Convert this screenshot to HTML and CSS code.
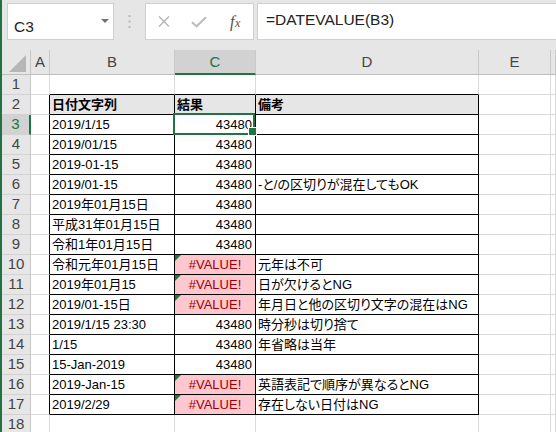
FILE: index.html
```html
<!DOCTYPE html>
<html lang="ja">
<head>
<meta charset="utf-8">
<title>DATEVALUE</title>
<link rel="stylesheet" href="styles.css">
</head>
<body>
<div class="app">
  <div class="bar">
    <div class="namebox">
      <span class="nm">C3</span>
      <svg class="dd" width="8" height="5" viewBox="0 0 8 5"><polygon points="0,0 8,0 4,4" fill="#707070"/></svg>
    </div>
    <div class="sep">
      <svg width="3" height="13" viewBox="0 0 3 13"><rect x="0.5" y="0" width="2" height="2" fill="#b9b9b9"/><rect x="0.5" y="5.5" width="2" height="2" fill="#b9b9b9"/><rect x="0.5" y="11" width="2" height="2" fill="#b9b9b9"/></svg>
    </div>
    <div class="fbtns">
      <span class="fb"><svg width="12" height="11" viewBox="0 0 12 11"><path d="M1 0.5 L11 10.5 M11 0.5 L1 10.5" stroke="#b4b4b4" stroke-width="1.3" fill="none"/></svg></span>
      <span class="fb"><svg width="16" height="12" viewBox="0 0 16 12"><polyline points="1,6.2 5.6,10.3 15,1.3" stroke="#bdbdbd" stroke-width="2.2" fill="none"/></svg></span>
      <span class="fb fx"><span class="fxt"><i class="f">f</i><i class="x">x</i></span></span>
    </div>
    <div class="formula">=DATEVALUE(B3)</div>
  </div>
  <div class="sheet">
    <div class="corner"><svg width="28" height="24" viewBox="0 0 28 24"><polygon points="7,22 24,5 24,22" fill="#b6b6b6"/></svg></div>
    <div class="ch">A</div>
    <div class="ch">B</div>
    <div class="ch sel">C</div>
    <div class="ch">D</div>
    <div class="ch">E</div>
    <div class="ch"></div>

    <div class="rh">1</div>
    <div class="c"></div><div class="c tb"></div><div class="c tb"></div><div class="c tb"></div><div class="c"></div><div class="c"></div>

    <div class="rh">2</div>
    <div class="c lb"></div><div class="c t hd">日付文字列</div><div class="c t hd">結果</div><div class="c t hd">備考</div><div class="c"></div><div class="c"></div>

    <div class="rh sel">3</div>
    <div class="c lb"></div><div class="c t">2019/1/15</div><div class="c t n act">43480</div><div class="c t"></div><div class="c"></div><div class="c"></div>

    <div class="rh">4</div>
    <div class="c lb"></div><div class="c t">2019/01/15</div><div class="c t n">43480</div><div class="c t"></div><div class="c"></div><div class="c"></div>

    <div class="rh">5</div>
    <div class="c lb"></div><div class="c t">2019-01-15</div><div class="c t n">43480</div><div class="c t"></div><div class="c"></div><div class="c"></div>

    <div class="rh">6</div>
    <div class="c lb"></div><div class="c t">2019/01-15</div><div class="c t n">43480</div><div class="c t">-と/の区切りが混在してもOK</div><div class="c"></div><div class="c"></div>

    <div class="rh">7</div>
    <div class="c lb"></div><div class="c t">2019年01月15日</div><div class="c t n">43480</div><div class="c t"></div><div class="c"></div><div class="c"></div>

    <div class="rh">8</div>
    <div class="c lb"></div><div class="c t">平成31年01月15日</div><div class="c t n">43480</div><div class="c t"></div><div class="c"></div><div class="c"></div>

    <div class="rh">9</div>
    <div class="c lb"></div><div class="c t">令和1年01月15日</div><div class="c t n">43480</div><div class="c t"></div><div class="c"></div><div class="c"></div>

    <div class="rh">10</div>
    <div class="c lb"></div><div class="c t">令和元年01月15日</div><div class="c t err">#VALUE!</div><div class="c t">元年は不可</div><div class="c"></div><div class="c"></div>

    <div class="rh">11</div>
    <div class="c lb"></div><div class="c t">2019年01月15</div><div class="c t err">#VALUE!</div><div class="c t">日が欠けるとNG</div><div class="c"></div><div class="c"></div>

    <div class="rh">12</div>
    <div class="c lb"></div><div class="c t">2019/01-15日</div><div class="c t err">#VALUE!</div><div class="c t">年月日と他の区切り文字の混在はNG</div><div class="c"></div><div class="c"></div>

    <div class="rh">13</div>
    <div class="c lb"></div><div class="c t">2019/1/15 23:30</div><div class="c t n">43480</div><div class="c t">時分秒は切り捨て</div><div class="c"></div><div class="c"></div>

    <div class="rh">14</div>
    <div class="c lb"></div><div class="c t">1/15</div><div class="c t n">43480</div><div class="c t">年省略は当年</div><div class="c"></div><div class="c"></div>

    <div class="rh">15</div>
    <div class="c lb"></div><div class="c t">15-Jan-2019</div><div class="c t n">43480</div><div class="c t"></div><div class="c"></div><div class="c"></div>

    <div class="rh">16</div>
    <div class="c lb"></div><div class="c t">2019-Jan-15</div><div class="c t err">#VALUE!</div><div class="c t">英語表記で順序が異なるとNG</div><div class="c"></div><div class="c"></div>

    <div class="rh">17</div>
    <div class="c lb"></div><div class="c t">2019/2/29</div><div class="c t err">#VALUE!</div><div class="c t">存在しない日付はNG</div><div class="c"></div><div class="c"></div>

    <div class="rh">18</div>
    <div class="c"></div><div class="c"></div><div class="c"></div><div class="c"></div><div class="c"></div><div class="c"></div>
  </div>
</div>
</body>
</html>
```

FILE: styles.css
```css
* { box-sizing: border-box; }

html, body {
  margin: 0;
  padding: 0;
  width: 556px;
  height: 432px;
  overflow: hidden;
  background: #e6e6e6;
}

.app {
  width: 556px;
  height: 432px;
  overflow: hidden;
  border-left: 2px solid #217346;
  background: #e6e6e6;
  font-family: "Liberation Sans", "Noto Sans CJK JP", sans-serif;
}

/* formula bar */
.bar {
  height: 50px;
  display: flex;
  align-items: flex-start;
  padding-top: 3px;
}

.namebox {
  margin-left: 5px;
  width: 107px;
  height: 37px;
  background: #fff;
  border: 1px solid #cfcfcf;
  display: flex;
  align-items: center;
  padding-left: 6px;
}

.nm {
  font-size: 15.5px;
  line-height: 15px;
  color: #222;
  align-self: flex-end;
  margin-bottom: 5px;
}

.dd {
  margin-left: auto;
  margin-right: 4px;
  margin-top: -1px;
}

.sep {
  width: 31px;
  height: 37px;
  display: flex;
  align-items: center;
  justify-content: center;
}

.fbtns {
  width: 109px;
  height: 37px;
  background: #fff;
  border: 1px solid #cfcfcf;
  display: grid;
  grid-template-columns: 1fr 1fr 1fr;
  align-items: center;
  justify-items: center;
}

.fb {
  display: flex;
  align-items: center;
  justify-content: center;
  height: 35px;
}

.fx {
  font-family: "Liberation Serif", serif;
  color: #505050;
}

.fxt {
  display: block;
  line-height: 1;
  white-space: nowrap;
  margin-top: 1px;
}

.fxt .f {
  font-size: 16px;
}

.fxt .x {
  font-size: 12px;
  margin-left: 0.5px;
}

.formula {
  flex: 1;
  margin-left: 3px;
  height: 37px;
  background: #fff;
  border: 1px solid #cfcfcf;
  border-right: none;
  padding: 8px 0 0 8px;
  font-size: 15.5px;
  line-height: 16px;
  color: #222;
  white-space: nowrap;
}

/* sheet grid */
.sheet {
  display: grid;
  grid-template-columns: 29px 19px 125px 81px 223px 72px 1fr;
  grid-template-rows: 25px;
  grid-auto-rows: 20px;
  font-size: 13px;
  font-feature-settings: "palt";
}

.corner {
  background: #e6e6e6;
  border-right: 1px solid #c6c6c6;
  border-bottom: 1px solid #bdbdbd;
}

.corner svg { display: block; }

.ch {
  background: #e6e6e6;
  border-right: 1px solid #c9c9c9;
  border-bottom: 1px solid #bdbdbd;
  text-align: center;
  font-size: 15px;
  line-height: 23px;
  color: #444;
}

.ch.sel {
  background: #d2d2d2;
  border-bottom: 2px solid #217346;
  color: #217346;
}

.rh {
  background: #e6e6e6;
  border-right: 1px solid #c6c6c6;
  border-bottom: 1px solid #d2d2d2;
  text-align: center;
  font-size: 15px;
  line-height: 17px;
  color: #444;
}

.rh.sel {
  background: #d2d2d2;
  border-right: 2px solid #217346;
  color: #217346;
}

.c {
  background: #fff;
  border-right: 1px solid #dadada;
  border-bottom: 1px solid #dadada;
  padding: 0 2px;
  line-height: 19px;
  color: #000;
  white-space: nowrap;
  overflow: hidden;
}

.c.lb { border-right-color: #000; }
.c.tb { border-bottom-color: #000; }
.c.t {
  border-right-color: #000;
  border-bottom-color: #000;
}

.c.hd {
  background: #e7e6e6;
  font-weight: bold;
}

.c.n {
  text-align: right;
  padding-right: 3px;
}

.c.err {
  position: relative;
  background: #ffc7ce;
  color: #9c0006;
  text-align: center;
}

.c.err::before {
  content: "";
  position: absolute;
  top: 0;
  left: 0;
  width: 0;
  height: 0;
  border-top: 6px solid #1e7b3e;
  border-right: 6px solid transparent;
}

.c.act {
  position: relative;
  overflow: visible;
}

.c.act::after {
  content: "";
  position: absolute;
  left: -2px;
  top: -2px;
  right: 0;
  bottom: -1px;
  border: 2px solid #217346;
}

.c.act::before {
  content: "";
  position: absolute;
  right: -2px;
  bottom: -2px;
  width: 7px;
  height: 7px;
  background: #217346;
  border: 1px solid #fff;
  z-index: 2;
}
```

- - - -

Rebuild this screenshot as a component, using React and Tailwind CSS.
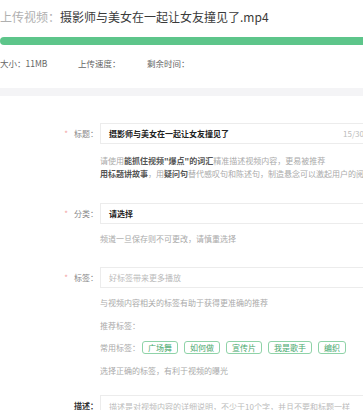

- - - -

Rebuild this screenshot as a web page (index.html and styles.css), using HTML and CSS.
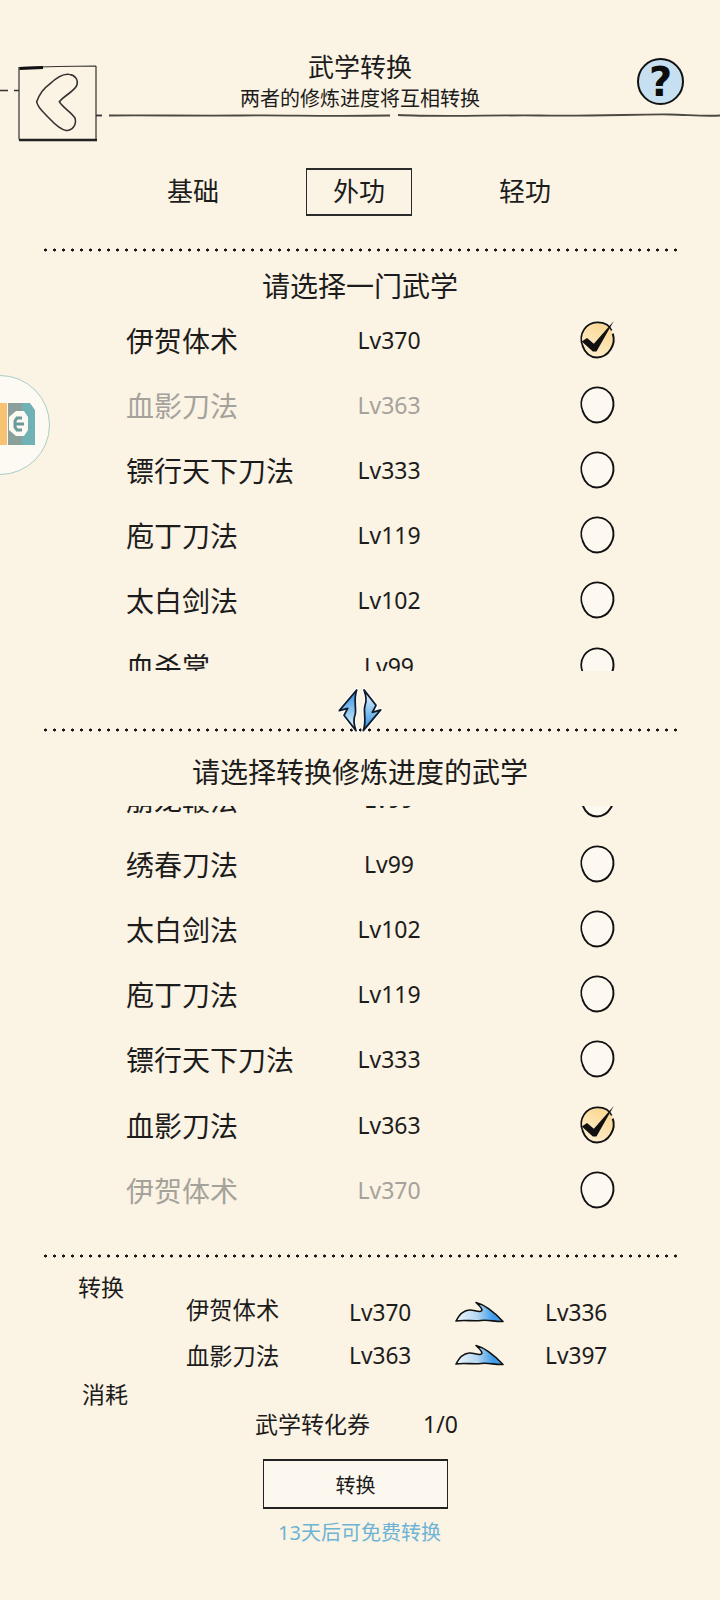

- - - -

What is needed:
Go through the listing above and locate each line that holds the word "this". Copy those lines.

Response below:
Convert this screenshot to HTML and CSS code.
Rebuild this screenshot as a component, using React and Tailwind CSS.
Rebuild this screenshot as a web page (index.html and styles.css), using HTML and CSS.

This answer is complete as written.